SUPPLIED INFORMATION
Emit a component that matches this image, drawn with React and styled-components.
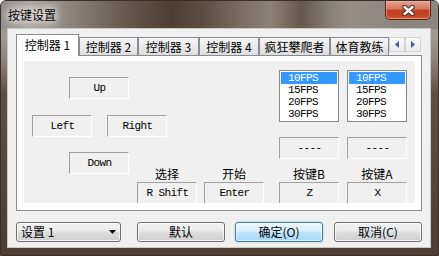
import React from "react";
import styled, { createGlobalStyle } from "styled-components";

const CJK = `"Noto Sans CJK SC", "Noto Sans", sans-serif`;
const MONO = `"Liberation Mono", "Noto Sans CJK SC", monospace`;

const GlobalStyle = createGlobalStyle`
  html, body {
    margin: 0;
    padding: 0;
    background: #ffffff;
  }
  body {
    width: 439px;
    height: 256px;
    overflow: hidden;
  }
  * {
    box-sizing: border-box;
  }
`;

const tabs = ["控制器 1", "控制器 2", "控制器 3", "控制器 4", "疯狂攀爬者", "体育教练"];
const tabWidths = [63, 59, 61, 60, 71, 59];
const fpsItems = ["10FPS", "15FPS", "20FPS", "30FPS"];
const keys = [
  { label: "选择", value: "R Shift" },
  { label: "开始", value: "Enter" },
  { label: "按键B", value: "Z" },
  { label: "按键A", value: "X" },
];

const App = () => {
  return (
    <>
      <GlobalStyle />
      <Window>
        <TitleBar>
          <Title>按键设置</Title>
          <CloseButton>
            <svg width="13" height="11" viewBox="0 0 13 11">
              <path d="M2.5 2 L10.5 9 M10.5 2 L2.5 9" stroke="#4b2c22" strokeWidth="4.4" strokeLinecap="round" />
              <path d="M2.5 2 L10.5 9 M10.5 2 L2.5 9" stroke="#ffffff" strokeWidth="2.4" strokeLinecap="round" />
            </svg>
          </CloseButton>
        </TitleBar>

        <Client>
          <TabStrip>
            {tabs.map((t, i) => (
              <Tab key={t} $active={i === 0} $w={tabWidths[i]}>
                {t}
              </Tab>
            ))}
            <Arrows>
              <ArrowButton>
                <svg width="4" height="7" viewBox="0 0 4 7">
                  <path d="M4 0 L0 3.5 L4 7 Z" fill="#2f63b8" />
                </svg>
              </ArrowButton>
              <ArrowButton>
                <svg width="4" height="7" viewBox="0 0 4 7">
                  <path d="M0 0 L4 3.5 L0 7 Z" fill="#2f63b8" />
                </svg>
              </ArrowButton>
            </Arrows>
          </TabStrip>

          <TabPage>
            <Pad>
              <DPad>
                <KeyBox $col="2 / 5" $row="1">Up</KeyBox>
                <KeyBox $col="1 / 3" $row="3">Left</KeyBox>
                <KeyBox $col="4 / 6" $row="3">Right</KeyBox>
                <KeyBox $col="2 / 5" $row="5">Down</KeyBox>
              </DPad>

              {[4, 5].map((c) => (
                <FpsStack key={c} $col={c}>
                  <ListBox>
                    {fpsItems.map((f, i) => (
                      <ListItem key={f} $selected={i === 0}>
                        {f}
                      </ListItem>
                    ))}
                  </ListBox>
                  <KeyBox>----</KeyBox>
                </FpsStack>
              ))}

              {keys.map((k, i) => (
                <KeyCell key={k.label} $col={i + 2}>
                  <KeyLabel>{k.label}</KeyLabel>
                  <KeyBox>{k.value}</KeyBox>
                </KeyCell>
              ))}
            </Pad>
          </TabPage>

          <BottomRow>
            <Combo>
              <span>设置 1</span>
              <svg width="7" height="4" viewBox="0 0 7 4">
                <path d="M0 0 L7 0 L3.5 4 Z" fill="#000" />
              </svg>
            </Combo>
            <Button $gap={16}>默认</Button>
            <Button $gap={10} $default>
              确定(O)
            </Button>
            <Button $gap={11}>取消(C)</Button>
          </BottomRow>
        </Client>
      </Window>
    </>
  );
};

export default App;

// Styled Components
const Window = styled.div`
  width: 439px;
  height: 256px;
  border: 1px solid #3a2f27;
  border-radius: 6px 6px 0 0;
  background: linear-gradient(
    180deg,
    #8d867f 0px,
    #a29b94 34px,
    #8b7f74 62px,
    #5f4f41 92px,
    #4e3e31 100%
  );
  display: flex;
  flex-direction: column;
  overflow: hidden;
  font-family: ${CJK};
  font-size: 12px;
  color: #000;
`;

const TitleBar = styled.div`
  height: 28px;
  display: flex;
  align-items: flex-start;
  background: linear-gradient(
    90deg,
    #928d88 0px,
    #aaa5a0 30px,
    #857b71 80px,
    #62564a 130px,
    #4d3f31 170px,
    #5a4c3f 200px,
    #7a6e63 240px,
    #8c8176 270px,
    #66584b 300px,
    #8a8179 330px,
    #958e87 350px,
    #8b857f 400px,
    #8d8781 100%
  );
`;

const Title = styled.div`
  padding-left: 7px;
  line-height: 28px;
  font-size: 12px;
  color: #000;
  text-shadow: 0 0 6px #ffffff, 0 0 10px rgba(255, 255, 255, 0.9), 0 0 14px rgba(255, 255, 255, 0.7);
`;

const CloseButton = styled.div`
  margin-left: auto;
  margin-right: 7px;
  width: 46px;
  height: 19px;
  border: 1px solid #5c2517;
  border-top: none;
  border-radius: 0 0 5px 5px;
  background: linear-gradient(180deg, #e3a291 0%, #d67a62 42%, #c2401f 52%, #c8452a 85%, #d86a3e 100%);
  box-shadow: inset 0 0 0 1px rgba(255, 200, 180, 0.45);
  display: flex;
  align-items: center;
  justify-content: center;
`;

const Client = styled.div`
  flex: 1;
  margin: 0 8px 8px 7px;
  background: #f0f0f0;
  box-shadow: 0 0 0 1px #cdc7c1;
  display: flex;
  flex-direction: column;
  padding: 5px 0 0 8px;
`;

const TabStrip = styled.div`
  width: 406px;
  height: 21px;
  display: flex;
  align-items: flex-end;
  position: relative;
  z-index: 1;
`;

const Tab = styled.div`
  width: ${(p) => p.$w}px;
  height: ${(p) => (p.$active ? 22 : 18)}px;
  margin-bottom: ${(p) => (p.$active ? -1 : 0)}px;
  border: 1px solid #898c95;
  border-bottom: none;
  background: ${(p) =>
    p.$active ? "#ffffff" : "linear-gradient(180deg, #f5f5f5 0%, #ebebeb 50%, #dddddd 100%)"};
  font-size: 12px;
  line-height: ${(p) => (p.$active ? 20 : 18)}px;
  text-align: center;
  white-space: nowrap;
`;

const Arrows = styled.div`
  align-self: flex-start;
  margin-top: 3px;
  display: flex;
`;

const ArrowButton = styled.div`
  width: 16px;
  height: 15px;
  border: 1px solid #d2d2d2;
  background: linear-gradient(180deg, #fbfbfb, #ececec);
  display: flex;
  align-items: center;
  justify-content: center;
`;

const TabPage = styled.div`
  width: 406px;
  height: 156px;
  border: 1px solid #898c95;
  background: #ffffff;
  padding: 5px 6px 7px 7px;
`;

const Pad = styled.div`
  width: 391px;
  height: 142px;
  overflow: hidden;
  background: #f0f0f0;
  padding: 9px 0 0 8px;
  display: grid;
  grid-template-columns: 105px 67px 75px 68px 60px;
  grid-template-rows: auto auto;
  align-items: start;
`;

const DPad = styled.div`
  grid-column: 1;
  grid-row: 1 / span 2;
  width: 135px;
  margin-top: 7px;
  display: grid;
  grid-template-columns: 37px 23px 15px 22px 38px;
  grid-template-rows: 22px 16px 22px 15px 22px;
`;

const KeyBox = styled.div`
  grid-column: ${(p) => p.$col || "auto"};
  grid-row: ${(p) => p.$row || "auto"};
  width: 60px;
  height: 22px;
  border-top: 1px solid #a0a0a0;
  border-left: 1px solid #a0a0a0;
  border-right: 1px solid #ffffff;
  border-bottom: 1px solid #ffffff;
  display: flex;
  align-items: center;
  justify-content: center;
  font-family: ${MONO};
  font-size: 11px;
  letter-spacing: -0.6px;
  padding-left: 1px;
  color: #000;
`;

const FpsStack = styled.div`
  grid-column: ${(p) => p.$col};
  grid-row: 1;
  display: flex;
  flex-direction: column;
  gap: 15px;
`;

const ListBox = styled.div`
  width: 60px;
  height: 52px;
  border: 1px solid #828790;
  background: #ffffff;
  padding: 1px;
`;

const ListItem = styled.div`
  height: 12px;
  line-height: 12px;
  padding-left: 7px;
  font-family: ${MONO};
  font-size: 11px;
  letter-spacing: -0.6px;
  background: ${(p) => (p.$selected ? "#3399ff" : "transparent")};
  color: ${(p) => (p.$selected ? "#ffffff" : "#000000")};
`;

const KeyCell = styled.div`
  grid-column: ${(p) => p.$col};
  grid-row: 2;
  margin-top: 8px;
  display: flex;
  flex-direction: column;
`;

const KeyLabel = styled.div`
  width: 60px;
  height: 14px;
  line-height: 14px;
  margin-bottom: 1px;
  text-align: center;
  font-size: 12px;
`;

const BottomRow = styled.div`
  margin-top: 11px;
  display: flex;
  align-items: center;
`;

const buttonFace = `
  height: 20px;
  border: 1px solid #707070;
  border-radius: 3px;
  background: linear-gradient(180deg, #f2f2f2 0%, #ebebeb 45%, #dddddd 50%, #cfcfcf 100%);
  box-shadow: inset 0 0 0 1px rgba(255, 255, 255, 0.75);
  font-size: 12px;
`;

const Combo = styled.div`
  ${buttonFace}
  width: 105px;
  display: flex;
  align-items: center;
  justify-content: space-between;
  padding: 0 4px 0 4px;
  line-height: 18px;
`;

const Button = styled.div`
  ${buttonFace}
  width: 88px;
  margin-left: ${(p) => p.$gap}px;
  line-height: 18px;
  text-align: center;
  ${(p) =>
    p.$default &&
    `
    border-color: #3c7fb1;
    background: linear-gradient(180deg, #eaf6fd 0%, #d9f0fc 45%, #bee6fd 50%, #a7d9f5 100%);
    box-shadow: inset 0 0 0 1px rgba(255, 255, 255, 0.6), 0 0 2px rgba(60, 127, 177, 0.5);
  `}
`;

JOB
Tell how many lines of the material above hold "React", answering with a bare number.

SOLUTION FOR THIS EXERCISE
2